Note though that any other function bool r(const T& m1, const T& m2) or member function bool r(const T& other) of T denotes a binary relation on T.

Different algorithms require different types of relations to exist between objects.

For example, we need at least a partial order relation to perform a topological sort. That is, in an directed acyclic graph, we can sort the vertices such that for every edge from a to b, a precedes b in the order. This can be used, for example, on the dependency graph in a makefile to determine how to sequence work.

Having an equivalence relation (eg. ==), we can implement a linear search algorithm to traverse a data structure and find an object equivalent to a given object. The C++ standard library algorithm find is an example of such an algorithm.

Having a total order relation (eg. <=) or a strict weak order (eg. <), allows us to implement binary search over an ordered set of objects.
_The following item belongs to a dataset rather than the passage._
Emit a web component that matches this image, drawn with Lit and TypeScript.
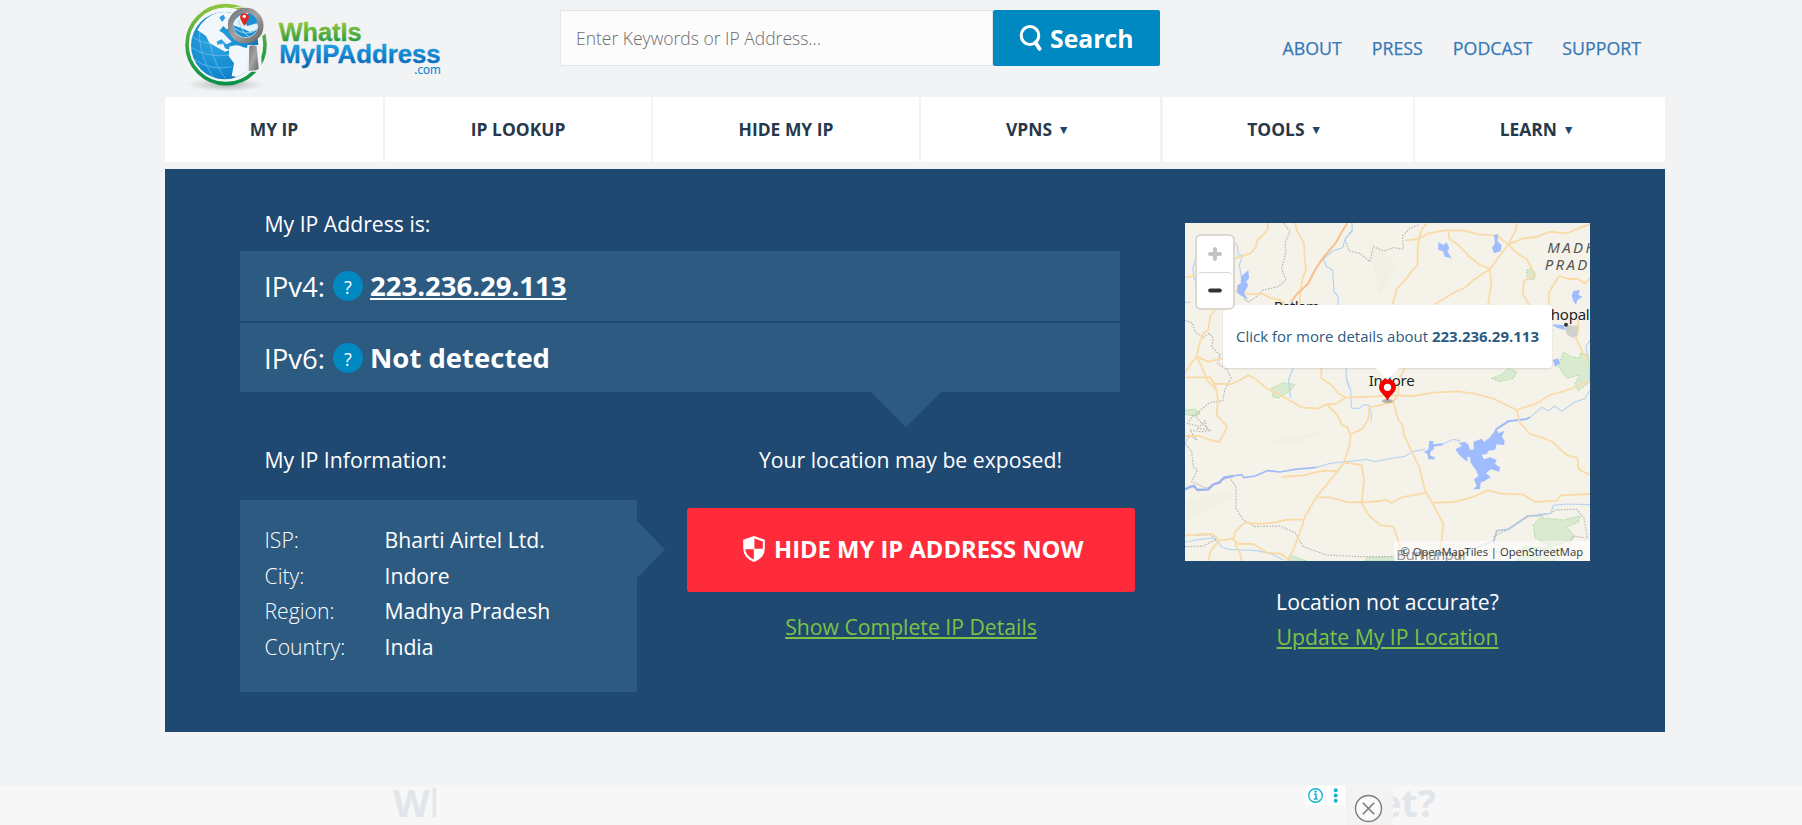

A total order or strict weak order relation also enables comparison sort algorithms.

Similarly, we need a total oreder or strict weak order to be able to determine a minimum or a maximum element from a set of objects (min_element and max_element algorithms in C++).

## Summary

- A binary relation R on a set A is a subset of A x A, denoted by a characterisitc function r : A x A -> bool.
- A binary relation on a type T is denoted by either a free function of the the form bool r(const T&, const T&) or a member function bool r(const T&).
- A binary relations may have several properties: it can be reflexive or strict, symmetric or antisymmetric, transitive, total etc.
- Depending on the properties it has, a relation can be, for example:
- A preorder (reflexive and transitive)
- An equivalence (reflexive, symmetric, and transitive)
- A partial order (reflexive, antisymmetric, and transitive)
- A weak order (reflexive, transitive, and total)
- A strict weak order (irreflexive, transitive, and total)

- Certain algorithms require the types they operate on to have relations with certain properties.